Kazakistan, Sovyetler’in yıkılmasının ardından hep
konuşulan, ama lafta kalan "Türk Birliği" projesi için gaza bastı.
Kırgızistan ve Özbekistan’ın desteğini alan Cumhurbaşkanı Nazarbayev,
Türk devletleri arasında siyasi, ekonomik ve sosyal birlik için
Ankara’dan yanıt bekliyor.
KAZAKİSTAN’ın en büyük şehri Almatı’da barları dolduran Kazak gençler,
İç Anadolu türküleri ve Tarkan’ın şarkılarıyla coşuyor.
Galatasaray-Fenerbahçe kupa maçı, Türkistan şehrinde birçok Kazak
sporseveri çekiyor. Sovyetler Birliği döneminde baskılara rağmen ayakta
kalan Türk dili ve gelenekleri, son günlerde iyice serpiliyor.
Dünyanın yüzölçümü açısından en büyük dokuzuncu ülkesi olan ve sahip
olduğu petrol, doğal gaz, uranyum ve altın madenleriyle büyük bir
gelecek vaadeden Kazakistan’ın Cumhurbaşkanı Nursultan Nazarbayev, 2006
yılının başlamasıyla birlikte Türk dünyasının, Avrupa Birliği benzeri
tek bir siyasi çatı altında birleşmesi için girişimlere başladı.
Yıllarca Türkiye tarafından liderlik edilen, ancak sonlandırılamayan
projeyi yeniden gündeme getiren Nazarbayev, 18 Şubat’taki Ulusa Sesleniş
konuşmasında, "Bölgeyi sömürmek isteyen güce karşı ya birleşeceğiz, ya
da bekleyeceğiz.

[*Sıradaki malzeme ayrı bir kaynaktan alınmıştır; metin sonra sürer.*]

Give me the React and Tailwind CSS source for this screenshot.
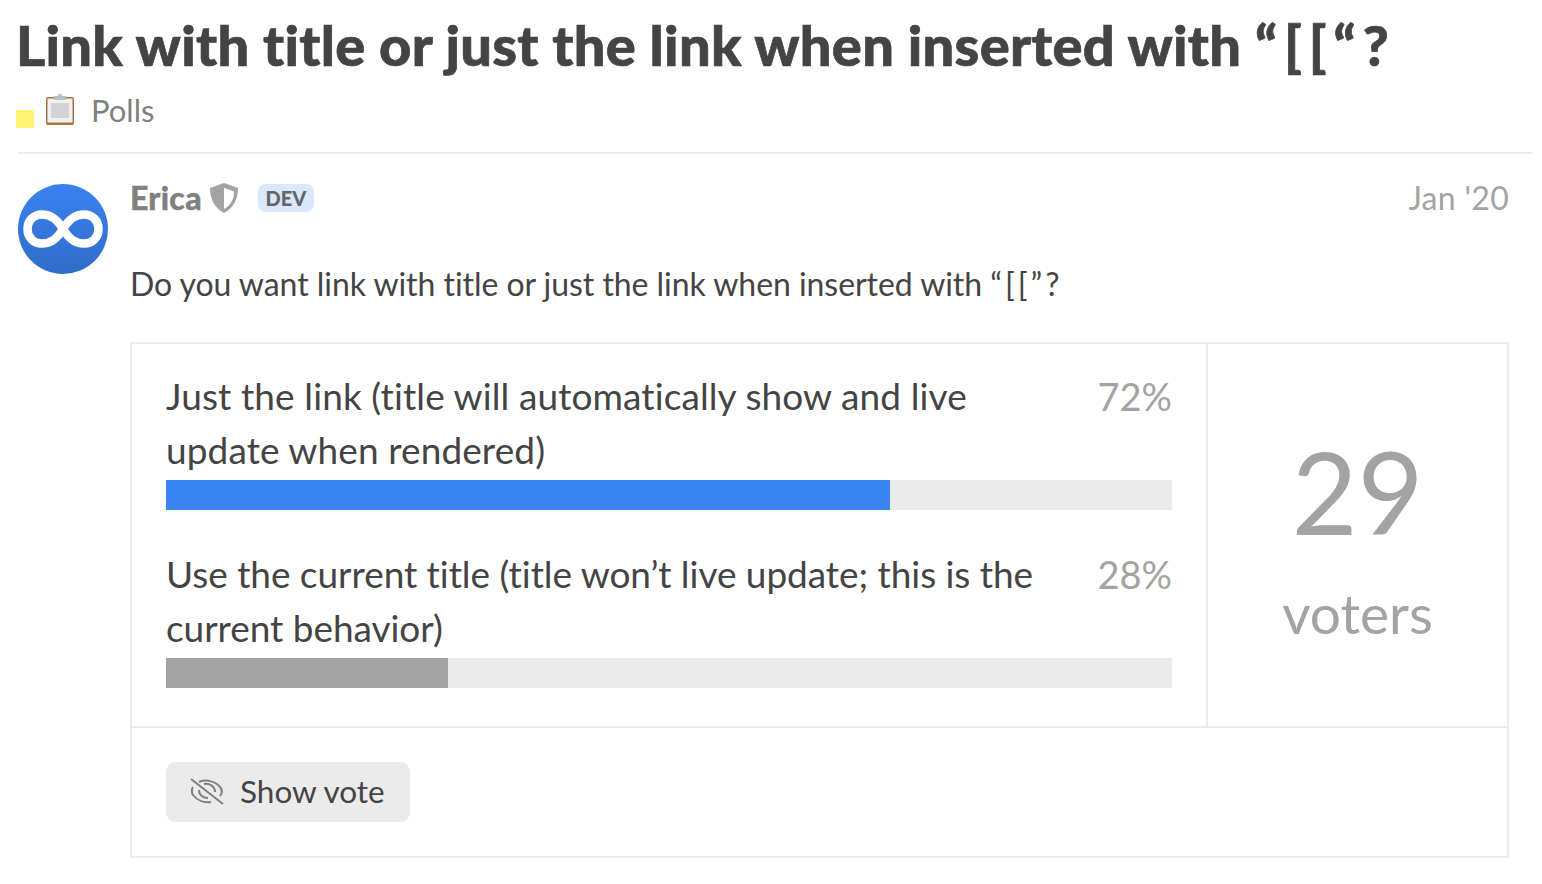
function Clipboard() {
    return (
        <svg width="30" height="32" viewBox="0 0 30 32" className="block">
            <rect x="1" y="3" width="28" height="28" rx="2" fill="#a9743a" />
            <rect x="2.500" y="4.500" width="25" height="24" fill="#f1f1f1" />
            <rect x="6" y="9" width="18" height="15" fill="#d4d4d4" />
            <rect x="9" y="2" width="12" height="4" rx="1" fill="#b9c0c4" />
            <rect x="13" y="0" width="4" height="3" rx="1" fill="#b9c0c4" />
        </svg>
    );
}

function Avatar() {
    return (
        <svg width="90" height="90" viewBox="0 0 90 90" className="block shrink-0">
            <defs>
                <linearGradient id="av" x1="0" y1="0" x2="0" y2="1">
                    <stop offset="0" stopColor="#3b82f0" />
                    <stop offset="1" stopColor="#2f6cc9" />
                </linearGradient>
            </defs>
            <circle cx="45" cy="45" r="45" fill="url(#av)" />
            <path
                d="M45 45 C39 35 33 30.500 24 30.500 C15 30.500 9.500 37 9.500 45 C9.500 53 15 59.500 24 59.500 C33 59.500 39 55 45 45 C51 35 57 30.500 66 30.500 C75 30.500 80.500 37 80.500 45 C80.500 53 75 59.500 66 59.500 C57 59.500 51 55 45 45 Z"
                fill="none"
                stroke="#fff"
                strokeWidth="8.500"
            />
        </svg>
    );
}

function Shield() {
    return (
        <svg width="28" height="30" viewBox="0 0 28 30" className="block">
            <path d="M14 0 L28 5 C28 17 23 25 14 30 C5 25 0 17 0 5 Z" fill="#a3a3a3" />
            <path d="M14 5 L24 8.500 C24 16 21 22 14 26 Z" fill="#fff" />
        </svg>
    );
}

function EyeSlash() {
    return (
        <svg width="34" height="28" viewBox="0 0 34 28" fill="none" stroke="#808080" strokeWidth="2" className="block shrink-0">
            <path d="M1 1 L33 26" />
            <path d="M3 9 C1.500 11 1.500 15 3 17 C7 22 14 25 21 24" />
            <path d="M9 4 C16 1 25 3 30 9 C32.500 12 32.500 15 30 18" />
            <path d="M9 12 C9 17 13 20 18 20" />
            <path d="M14 6 C19 5 25 8 25 14" />
        </svg>
    );
}

function PollOption({ lines, percent, barColor, barWidth, tracking }) {
    return (
        <div>
            <div className="flex justify-between items-start">
                <div className={"text-[37px] leading-[54px] text-[#444444] " + tracking}>
                    {lines.map((line, index) => (
                        <div key={index}>{line}</div>
                    ))}
                </div>
                <div className="text-[38px] leading-[54px] text-[#a3a3a3]">{percent}</div>
            </div>
            <div className="h-[30px] bg-[#ebebeb] mt-[3px]">
                <div className={"h-full " + barColor} style={{ width: barWidth }} />
            </div>
        </div>
    );
}

export default function App() {
    return (
        <div className="w-[1542px] h-[884px] overflow-hidden bg-white font-['Lato',sans-serif] [font-variant-ligatures:none] pl-[18px] pr-[10px] relative">
            <h1 className="text-[56px] leading-[68px] font-black text-[#444444] tracking-[0.27px] [-webkit-text-stroke:0.7px_#444444] pt-[11px] -ml-[2px] whitespace-nowrap">
                Link with title or just the link when inserted with <span className="tracking-[7px]">“[[“?</span>
            </h1>
            <div className="flex items-center h-[40px] mt-[11px] mb-[1px] pl-[27px] gap-[16px]">
                <Clipboard />
                <span className="text-[31px] text-[#808080]">Polls</span>
            </div>
            <div className="absolute left-[16px] top-[110px] w-[18px] h-[18px] bg-[#fff275]" />
            <div className="border-t-2 border-[#ebebeb] mt-[22px] flex pt-[30px]">
                <Avatar />
                <div className="ml-[22px] flex-1 mr-[23px]">
                    <div className="flex items-center h-[30px] -mt-[1px]">
                        <span className="text-[32px] font-black tracking-[0.3px] text-[#808080] [-webkit-text-stroke:0.4px_#808080] leading-[30px]">Erica</span>
                        <span className="ml-[8px]"><Shield /></span>
                        <span className="ml-[20px] bg-[#d9e8fb] text-[#666666] text-[20px] font-black rounded-[8px] h-[28px] w-[56px] justify-center flex items-center">DEV</span>
                        <span className="ml-auto text-[32px] tracking-[0.3px] text-[#a3a3a3]">Jan '20</span>
                    </div>
                    <p className="text-[32px] leading-[44px] tracking-[-0.05px] text-[#444444] mt-[49px]">
                        Do you want link with title or just the link when inserted with <span className="tracking-[3px]">“[[”?</span>
                    </p>
                    <div className="border-2 border-[#ebebeb] mt-[36px] h-[516px] flex flex-col">
                        <div className="flex h-[384px] border-b-2 border-[#ebebeb]">
                            <div className="w-[1074px] px-[34px] pt-[25px] flex flex-col gap-[37px]">
                                <PollOption
                                    lines={["Just the link (title will automatically show and live", "update when rendered)"]}
                                    percent="72%"
                                    barColor="bg-[#3b84f3]"
                                    barWidth="72%"
                                    tracking="tracking-[0.1px]"
                                />
                                <PollOption
                                    lines={["Use the current title (title won’t live update; this is the", "current behavior)"]}
                                    percent="28%"
                                    barColor="bg-[#a3a3a3]"
                                    barWidth="28%"
                                    tracking="tracking-[-0.05px]"
                                />
                            </div>
                            <div className="flex-1 border-l-2 border-[#ebebeb] flex flex-col items-center text-[#a3a3a3] pt-[77px]">
                                <div className="text-[114px] leading-[140px] font-normal">29</div>
                                <div className="text-[55px] leading-[64px] mt-[20px]">voters</div>
                            </div>
                        </div>
                        <div className="pl-[34px] pt-[34px]">
                            <button className="flex items-center h-[60px] w-[244px] bg-[#ebebeb] rounded-[10px] pl-[24px] gap-[16px] text-[31.5px] text-[#444444]">
                                <EyeSlash />
                                Show vote
                            </button>
                        </div>
                    </div>
                </div>
            </div>
        </div>
    );
}
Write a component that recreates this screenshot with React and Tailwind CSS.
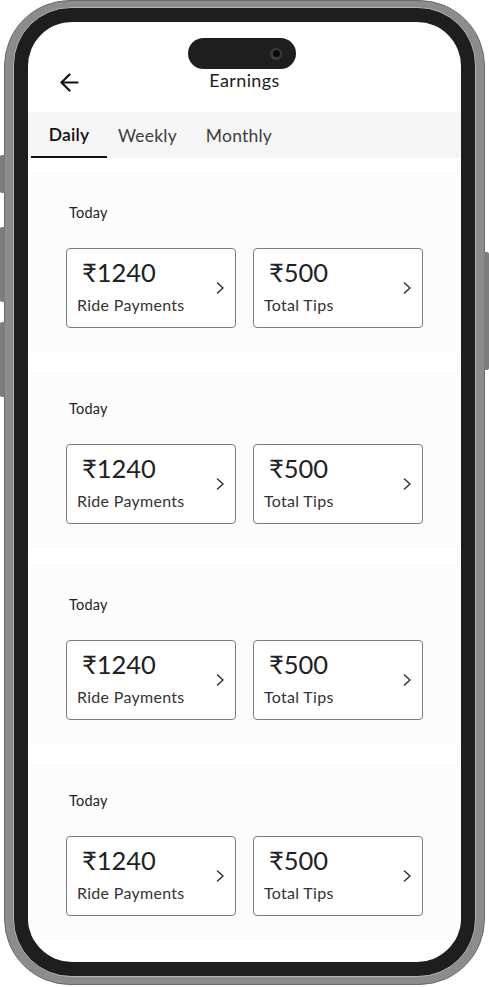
import React from 'react';

const FONT = { fontFamily: "Lato, 'Noto Sans', 'DejaVu Sans', sans-serif" };

const BackArrow = () => (
  <svg width="19" height="21" viewBox="0 0 19 21" fill="none" stroke="#111" strokeWidth="2.2" strokeLinecap="round" strokeLinejoin="round">
    <path d="M17.5 10.5H2" />
    <path d="M9.5 2.5L1.5 10.5L9.5 18.5" />
  </svg>
);

const Chevron = () => (
  <svg width="9" height="12" viewBox="0 0 9 12" fill="none" stroke="#333" strokeWidth="1.5" strokeLinecap="round" strokeLinejoin="round">
    <path d="M1.5 1L7 6L1.5 11" />
  </svg>
);

// one earnings tile
const StatCard = ({ amount, label }) => (
  <div className="flex h-[80px] w-[170px] items-center justify-between rounded-[4px] border border-[#7c7c7c] bg-white pl-[10px] pr-[10px]">
    <div className="flex flex-col self-start pt-[8px]">
      <span className="ml-[5px] text-[25.5px] leading-[30px] text-[#222]">{amount}</span>
      <span className="mt-[8px] text-[16px] leading-[20px] tracking-[0.3px] text-[#333]">{label}</span>
    </div>
    <Chevron />
  </div>
);

const Section = () => (
  <div className="h-[179px] bg-[#fcfcfc] pt-[30px]">
    <div className="h-[18px] pl-[41px] text-[14.5px] leading-[18px] tracking-[0.2px] text-[#222]">Today</div>
    <div className="mt-[26px] flex gap-[17px] pl-[38px]">
      <StatCard amount="₹1240" label="Ride Payments" />
      <StatCard amount="₹500" label="Total Tips" />
    </div>
  </div>
);

const tabs = [
  { name: 'Daily', cls: 'w-[76px] justify-center font-semibold text-[#111]', active: true },
  { name: 'Weekly', cls: 'pl-[11px] pr-[18px] text-[#3d3d3d]' },
  { name: 'Monthly', cls: 'pl-[11px] text-[#3d3d3d]' },
];

export default function App() {
  return (
    <div className="relative h-[987px] w-[489px] overflow-hidden bg-white" style={FONT}>
      {/* side buttons */}
      <div className="absolute left-0 top-[155px] h-[38px] w-[5px] rounded-l-[2px] bg-[#7e7b7d]" />
      <div className="absolute left-0 top-[227px] h-[75px] w-[5px] rounded-l-[2px] bg-[#7e7b7d]" />
      <div className="absolute left-0 top-[322px] h-[75px] w-[5px] rounded-l-[2px] bg-[#7e7b7d]" />
      <div className="absolute right-0 top-[252px] h-[118px] w-[5px] rounded-r-[2px] bg-[#7e7b7d]" />

      <div className="ml-[4px] h-[985px] w-[481px] rounded-[66px] border border-[#6a6a6a] bg-[#8c8c8c] px-[8px] pb-[7px] pt-[6px]">
        <div className="h-full w-full rounded-[58px] border border-[#b3b3b3] bg-[#1e1e1e] p-[14px]">
          <div className="relative h-full w-full overflow-hidden rounded-[44px] bg-white">
            {/* dynamic island */}
            <div className="absolute left-[160px] top-[16px] flex h-[31px] w-[108px] items-center justify-end rounded-full bg-[#1e1e1e] pr-[14px]">
              <div className="flex h-[12px] w-[12px] items-center justify-center rounded-full bg-[#3a3a3a]">
                <div className="h-[7px] w-[7px] rounded-full bg-[#0b0b0b]" />
              </div>
            </div>

            {/* header */}
            <div className="h-[90px] pt-[45px]">
              <div className="grid h-[22px] grid-cols-[1fr_auto_1fr] items-center">
                <div className="pl-[32px] pt-[3px]">
                  <BackArrow />
                </div>
                <div className="text-[18px] tracking-[0.4px] text-[#1c1c1c]">Earnings</div>
                <div />
              </div>
            </div>

            {/* tabs */}
            <div className="flex h-[46px] items-stretch bg-[#f6f6f6] pl-[3px]">
              {tabs.map((t) => (
                <div
                  key={t.name}
                  className={`flex items-center pt-[2px] text-[17.5px] tracking-[0.2px] ${t.cls} ${t.active ? 'border-b-2 border-[#111]' : ''}`}
                >
                  {t.name}
                </div>
              ))}
            </div>

            {/* sections */}
            <div className="flex flex-col gap-[17px] pt-[16px]">
              <Section />
              <Section />
              <Section />
              <Section />
            </div>
          </div>
        </div>
      </div>
    </div>
  );
}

Ben ikincisinden yanayım" dedi. 4 Mart’ta bir açıklama
daha yapan Nazarbayev, "Kazakistan, Özbekistan ve Kırgızistan
birleşmelidir. Türkiye ve Azerbaycan’ı da unutamayız" diye konuştu.
Kazakistan’da geçen hafta düzenlenen Nevruz kutlamalarında da benzer
mesajlar vurgulandı. Özbekistan ve Kırgizistan’ın, Nazarbayev’in
teklifine bu kez 15 yıl öncesinden çok daha "gerçekçi" baktığı ve olumlu
yaklaştığı kaydediliyor. Türkiye’nin Almatı Büyükelçisi Taner Seben de,
"Burada Türk Birliği fikri hararetle tartışılıyor. Bu bölge, doğal
kaynaklar bakımından yüzyılın bölgesidir. Buradaki en güçlü etki,
Türkiye’nindir. Daha da güçlü olmalıyız" dedi. Kazakistan’da, Sovyet
döneminin bitişinin ardından, özellikle zorla Ruslaştırılmış bölgelerde
Türk kimliğine dönüş süreci yaşanıyor. Nazarbayev’in son dönemde yaptığı
çıkışın ise, iç politikaya dönük bir mesajdan çok, 15 yıldır siyasi ve
ekonomik birlik söylemini hayata geçiremeyen Türk devletlerine yönelik
bir çağrı niteliğinde olduğu belirtiliyor.